His latest play, though, called Diciembre or December, is set not in the present, but in 2014, during an imagined future war involving Chile, Bolivia and Peru. On Christmas Eve, a soldier called Jorge returns from the front to visit his twin sisters, who are pregnant. One is bitterly opposed to the war, and says that she will help him to desert; the other has become fiercely patriotic and militaristic. And for a fast, funny and intense 90 minutes, they argue over the future of Jorge, who in turn has his own ambivalent feelings about an experience which, for all its horror, has given him a feeling of belonging he has never known before, and a new freedom to recognise his own sexuality.
"The background to the play," says Calderon, "is that relations among these countries have been tense ever since the war of 1879, when Chile got bigger, Bolivia lost its sea coast, and Peru lost a lot of land. Since then there has been a big animosity, and every year or so, even now, there is some kind of stand-off and outbreak of tension. People like me agree with Bolivia, they should have their access to the sea restored, but it won't happen. The military presence and feeling in Chilean society is too strong.

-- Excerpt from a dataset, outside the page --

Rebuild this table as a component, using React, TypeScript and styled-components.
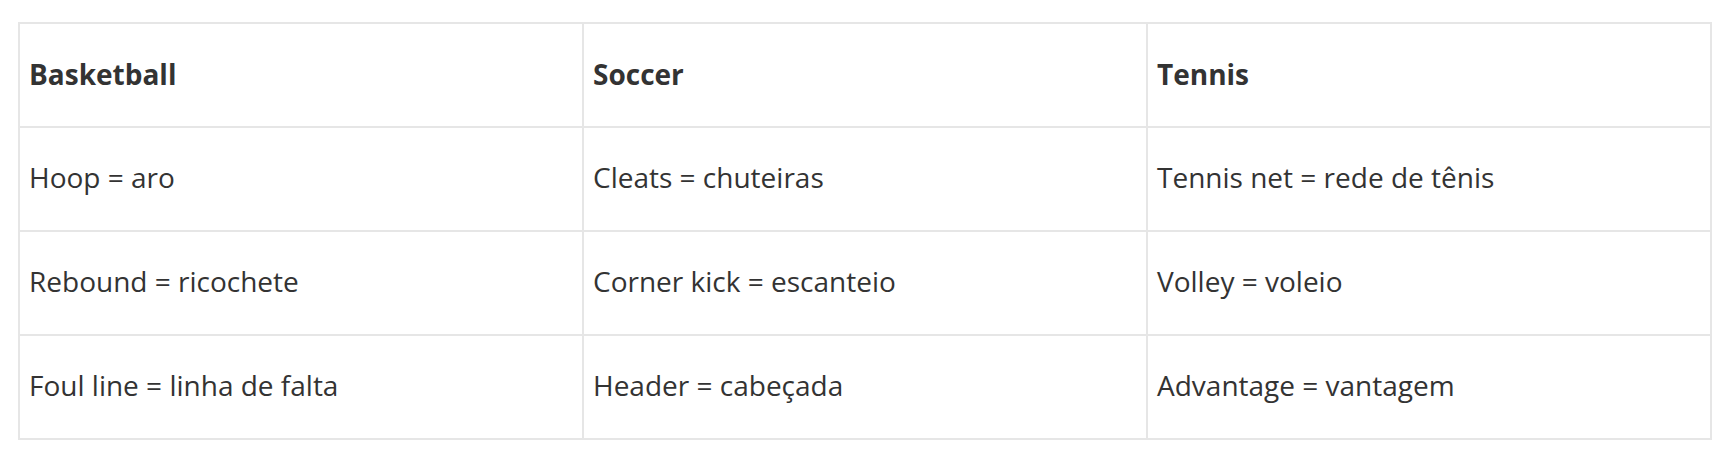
import React from "react";
import styled, { createGlobalStyle } from "styled-components";

const GlobalStyle = createGlobalStyle`
  html, body {
    margin: 0;
    padding: 0;
    background: #ffffff;
  }
`;

const columns = ["Basketball", "Soccer", "Tennis"];

const rows = [
  ["Hoop = aro", "Cleats = chuteiras", "Tennis net = rede de tênis"],
  ["Rebound = ricochete", "Corner kick = escanteio", "Volley = voleio"],
  ["Foul line = linha de falta", "Header = cabeçada", "Advantage = vantagem"],
];

const App: React.FC = () => {
  return (
    <Page>
      <GlobalStyle />
      <Table>
        <thead>
          <tr>
            {columns.map((c) => (
              <HeadCell key={c}>{c}</HeadCell>
            ))}
          </tr>
        </thead>
        <tbody>
          {rows.map((row, i) => (
            <tr key={i}>
              {row.map((cell) => (
                <Cell key={cell}>{cell}</Cell>
              ))}
            </tr>
          ))}
        </tbody>
      </Table>
    </Page>
  );
};

const Page = styled.div`
  padding: 22px 18px;
  font-family: "Open Sans", "Liberation Sans", sans-serif;
  color: #333333;
`;

const Table = styled.table`
  width: 100%;
  border-collapse: collapse;
  table-layout: fixed;
  border: 2px solid #e6e6e6;
`;

const Cell = styled.td`
  border: 2px solid #e6e6e6;
  padding: 28px 9px 32px;
  font-size: 28px;
  line-height: 42px;
  font-weight: 400;
  text-align: left;
  vertical-align: top;
`;

const HeadCell = styled(Cell).attrs({ as: "th" })`
  font-weight: 700;
  padding: 29px 9px 31px;
`;

export default App;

"Also, the situation has been complicated recently by a wave of migration into Chile from Peru. Many Chileans have this attitude of feeling racially superior to people from Peru, more "white" or European. And because of all these tensions, the military – this same military who were oppressing the people of Chile for so long – are able to argue the country is under threat of invasion, and that we need to spend a great deal on the armed forces. It's very upsetting."
Born in Santiago in 1971, Calderon was just two years old when the military regime of Augusto Pinochet ousted the country's elected government in a violent coup, and 17 when that period of military rule came to an end; so it's easy to see how his life, and that of his generation of Chileans, has been shaped by their relationship with a certain kind of patriotic militarism, and by the need to make art that confronts these issues.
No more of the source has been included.